Re-reading the issue is something I recommend. The first few pages are dedicated to the history of the Grass Kingdom, which is where the book is set. Its history is varied and bloody, and the implications of the ending made me like the issue much more after reading it again. Sheriff Cargill, the man who seems to be investigating Robert and his brother Bruce, is attempting to bring justice to a seemingly lawless land. Given this, I feel like I would follow the story and pick up the next issue to see what unfolds.
Jason James
Grass Kings was an odd little story from Matt Kindt. I enjoyed the book as a whole. Kindt is the kind of comic book writer that I love to read long term, but hate to read just one issue of because he seems to have a Hansel and Gretel style of story telling with bread crumbs being left for you to follow issue by issue to the greater story arch. This is great long term but leads to a reading that can be a bit lacking for a single issue. I love the art, the backgrounds are beautifully done and overall the art has a kind of story book look to it that I really liked.

Forrest Hollingsworth
Kindt, a master of intricate, concise and carefully-chosen dialogue, throws us into a new character-driven world here in this introductory look at the Grass Kingdom. It’s a beautiful issue, one that tries to accomplish a lot of things and mostly succeeds but also expects almost too much out of readers who might just have a passing interest in the story.
The kingdom itself, as well as its inhabitants: vagabonds and deeply private people, living “off-grid” and in accordance with their own laws, are depicted in an astonishingly realized effort from both Kindt and Jenkins – a watercolor world brought to life.
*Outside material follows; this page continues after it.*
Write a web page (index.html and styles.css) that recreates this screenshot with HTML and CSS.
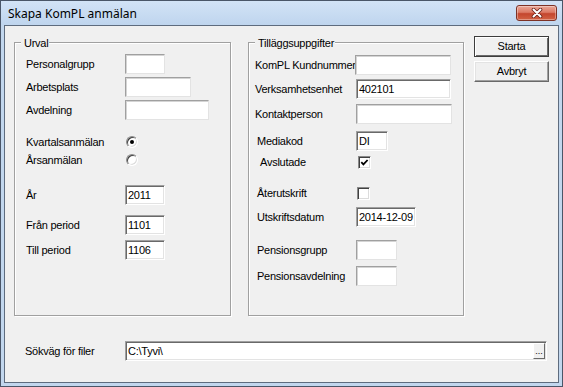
FILE: index.html
```
<!DOCTYPE html>
<html lang="sv">
<head>
<meta charset="utf-8">
<title>Skapa KomPL anmälan</title>
<link rel="stylesheet" href="styles.css">
</head>
<body>
<div class="window">
  <div class="titlebar">
    <span class="title">Skapa KomPL anmälan</span>
    <div class="close">
      <svg width="14" height="10" viewBox="0 0 14 10"><path d="M3.5 1.5 L10.5 8.5 M10.5 1.5 L3.5 8.5" stroke="#6b2219" stroke-width="3.6" stroke-linecap="round"/><path d="M3.5 1.5 L10.5 8.5 M10.5 1.5 L3.5 8.5" stroke="#fff" stroke-width="2" stroke-linecap="round"/></svg>
    </div>
  </div>
  <div class="client">
    <div class="top">
      <div class="group g1">
        <div class="legend">Urval</div>
        <div class="row mt11"><span class="lbl">Personalgrupp</span><span class="tb lt w40"></span></div>
        <div class="row mt3"><span class="lbl">Arbetsplats</span><span class="tb lt w66"></span></div>
        <div class="row mt3"><span class="lbl">Avdelning</span><span class="tb lt w84"></span></div>
        <div class="row sm mt14"><span class="lbl">Kvartalsanmälan</span><span class="radio on"></span></div>
        <div class="row sm mt2"><span class="lbl">Årsanmälan</span><span class="radio"></span></div>
        <div class="row mt17"><span class="lbl">År</span><span class="tb w40">2011</span></div>
        <div class="row mt10"><span class="lbl">Från period</span><span class="tb w40">1101</span></div>
        <div class="row mt5"><span class="lbl">Till period</span><span class="tb w40">1106</span></div>
      </div>
      <div class="group g2">
        <div class="legend">Tilläggsuppgifter</div>
        <div class="row mt12"><span class="lbl">KomPL Kundnummer</span><span class="tb lt w96 pull1"></span></div>
        <div class="row mt4"><span class="lbl">Verksamhetsenhet</span><span class="tb w95">402101</span></div>
        <div class="row mt5"><span class="lbl">Kontaktperson</span><span class="tb lt w96"></span></div>
        <div class="row mt7"><span class="lbl ind2">Mediakod</span><span class="tb w32">DI</span></div>
        <div class="row sm mt3"><span class="lbl ind5">Avslutade</span><span class="check on push2"><svg width="9" height="9" viewBox="0 0 9 9"><polyline points="1.3,4.2 3.4,6.4 7.6,2" fill="none" stroke="#000" stroke-width="1.8"/></svg></span></div>
        <div class="row sm mt15"><span class="lbl ind2">Återutskrift</span><span class="check push1"></span></div>
        <div class="row mt6"><span class="lbl ind2">Utskriftsdatum</span><span class="tb w60">2014-12-09</span></div>
        <div class="row mt13"><span class="lbl ind2">Pensionsgrupp</span><span class="tb lt w41"></span></div>
        <div class="row mt6"><span class="lbl ind2">Pensionsavdelning</span><span class="tb lt w41"></span></div>
      </div>
      <div class="buttons">
        <div class="btn default">Starta</div>
        <div class="btn">Avbryt</div>
      </div>
    </div>
    <div class="pathrow">
      <span class="lbl">Sökväg för filer</span>
      <div class="tb path"><span class="val">C:\Tyvi\</span><span class="ell">...</span></div>
    </div>
  </div>
</div>
</body>
</html>
```
FILE: styles.css
```
html, body {
  margin: 0;
  padding: 0;
  background: #fff;
}

.window {
  width: 563px;
  height: 387px;
  box-sizing: border-box;
  border: 1px solid #4a5668;
  background: #c2d7ee;
  padding: 0 3px 3px;
  display: flex;
  flex-direction: column;
  font-family: "Liberation Sans", Arial, sans-serif;
  font-size: 11px;
  letter-spacing: -0.25px;
  color: #000;
}

.titlebar {
  height: 24px;
  margin: 0 -3px;
  padding-left: 7px;
  background: linear-gradient(#d2e3f6, #bfd5ee);
  display: flex;
  justify-content: space-between;
  align-items: flex-start;
}

.title {
  margin-top: 4px;
  line-height: 18px;
  font-family: "Noto Sans", "Open Sans", sans-serif;
  font-size: 12px;
  letter-spacing: 0;
}

.close {
  margin-top: 4px;
  margin-right: 5px;
  width: 41px;
  height: 16px;
  box-sizing: border-box;
  border: 1px solid #7d3226;
  border-radius: 3px;
  background: linear-gradient(#eaa898 0%, #dc7a65 45%, #c4462e 55%, #d26244 100%);
  box-shadow: inset 0 0 0 1px rgba(255,255,255,0.35);
  display: flex;
  align-items: center;
  justify-content: center;
}

.client {
  flex: 1;
  border: 1px solid #5e6c7e;
  background: #f0f0f0;
  display: flex;
  flex-direction: column;
}

.top {
  display: flex;
  align-items: flex-start;
  padding: 10px 0 0 9px;
}

.group {
  position: relative;
  box-sizing: border-box;
  height: 274px;
  margin-top: 6px;
  border: 1px solid #a0a0a0;
  box-shadow: 1px 1px 0 #fff, inset 1px 1px 0 #fff;
}

.g1 {
  width: 217px;
  padding-left: 11px;
}

.g1 .lbl {
  width: 99px;
}

.g2 {
  width: 216px;
  margin-left: 17px;
  padding-left: 6px;
}

.g2 .lbl {
  width: 101px;
}

.legend {
  position: absolute;
  top: -6px;
  left: 6px;
  padding: 0 1px 0 3px;
  line-height: 13px;
  background: #f0f0f0;
}

.row {
  display: flex;
  align-items: center;
  height: 20px;
}

.row.sm {
  height: 16px;
}

.lbl {
  box-sizing: border-box;
  line-height: 13px;
  white-space: nowrap;
  flex: none;
}

.ind2 { padding-left: 2px; }
.ind5 { padding-left: 5px; }

.mt2 { margin-top: 2px; }
.mt3 { margin-top: 3px; }
.mt4 { margin-top: 4px; }
.mt5 { margin-top: 5px; }
.mt6 { margin-top: 6px; }
.mt7 { margin-top: 7px; }
.mt10 { margin-top: 10px; }
.mt11 { margin-top: 11px; }
.mt12 { margin-top: 12px; }
.mt13 { margin-top: 13px; }
.mt14 { margin-top: 14px; }
.mt15 { margin-top: 15px; }
.mt17 { margin-top: 17px; }

.tb {
  box-sizing: border-box;
  height: 20px;
  background: #fff;
  border: 1px solid;
  border-color: #a0a0a0 #fff #fff #a0a0a0;
  box-shadow: inset 1px 1px 0 #696969, inset -1px -1px 0 #e3e3e3;
  padding-left: 2px;
  line-height: 18px;
  white-space: nowrap;
  flex: none;
}

.tb.lt {
  border-color: #a0a0a0 #e3e3e3 #e3e3e3 #a0a0a0;
  box-shadow: inset 1px 1px 0 #d4d4d4;
}

.w32 { width: 32px; }
.w40 { width: 40px; }
.w41 { width: 41px; }
.w60 { width: 60px; }
.w66 { width: 66px; }
.w84 { width: 84px; }
.w95 { width: 95px; }
.w96 { width: 96px; }
.pull1 { margin-left: -1px; }

.radio {
  box-sizing: border-box;
  width: 12px;
  height: 12px;
  margin-left: 1px;
  border-radius: 50%;
  border: 1px solid;
  border-color: #8a8a8a #fff #fff #8a8a8a;
  background: #fff;
  box-shadow: inset 1px 1px 0 #404040, inset -1px -1px 0 #dcdcdc;
  display: flex;
  align-items: center;
  justify-content: center;
  flex: none;
}

.radio.on::after {
  content: "";
  width: 4px;
  height: 4px;
  border-radius: 50%;
  background: #000;
}

.check {
  box-sizing: border-box;
  width: 13px;
  height: 13px;
  border: 1px solid;
  border-color: #8a8a8a #fff #fff #8a8a8a;
  background: #fff;
  box-shadow: inset 1px 1px 0 #404040, inset -1px -1px 0 #dcdcdc;
  display: flex;
  align-items: center;
  justify-content: center;
  flex: none;
}

.check svg {
  display: block;
}

.push1 { margin-left: 1px; }
.push2 { margin-left: 2px; }

.buttons {
  margin-left: 10px;
  display: flex;
  flex-direction: column;
  gap: 4px;
}

.btn {
  box-sizing: border-box;
  width: 75px;
  height: 21px;
  border: 1px solid;
  border-color: #fff #696969 #696969 #fff;
  box-shadow: inset -1px -1px 0 #a0a0a0, inset 1px 1px 0 #e3e3e3;
  background: #f0f0f0;
  text-align: center;
  line-height: 19px;
}

.btn.default {
  border-color: #3c3c3c;
  box-shadow: inset 1px 1px 0 #fff, inset -1px -1px 0 #696969;
}

.pathrow {
  display: flex;
  align-items: center;
  height: 20px;
  margin-top: 25px;
  padding-left: 20px;
}

.pathrow .lbl {
  width: 100px;
}

.tb.path {
  width: 422px;
  display: flex;
  align-items: stretch;
  padding-right: 1px;
}

.val {
  flex: 1;
}

.ell {
  box-sizing: border-box;
  width: 12px;
  margin: 1px 0;
  border: 1px solid;
  border-color: #fff #696969 #696969 #fff;
  background: #f0f0f0;
  font-size: 9px;
  line-height: 14px;
  text-align: center;
  letter-spacing: 0;
}
```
Dialogue is natural, layered and revealing as is the art. However, there’s a lot to take in. Too much, if we’re being honest. Characters make references to things off-frame, backstory is extolled through simple lines, and the main story is lost somewhere in the fray until it comes together again in the final few pages.
It’s not a total detraction of course, to visit this fully realized world in its apparent entirety, but it is an overwhelming first issue. Both in a good way and bad.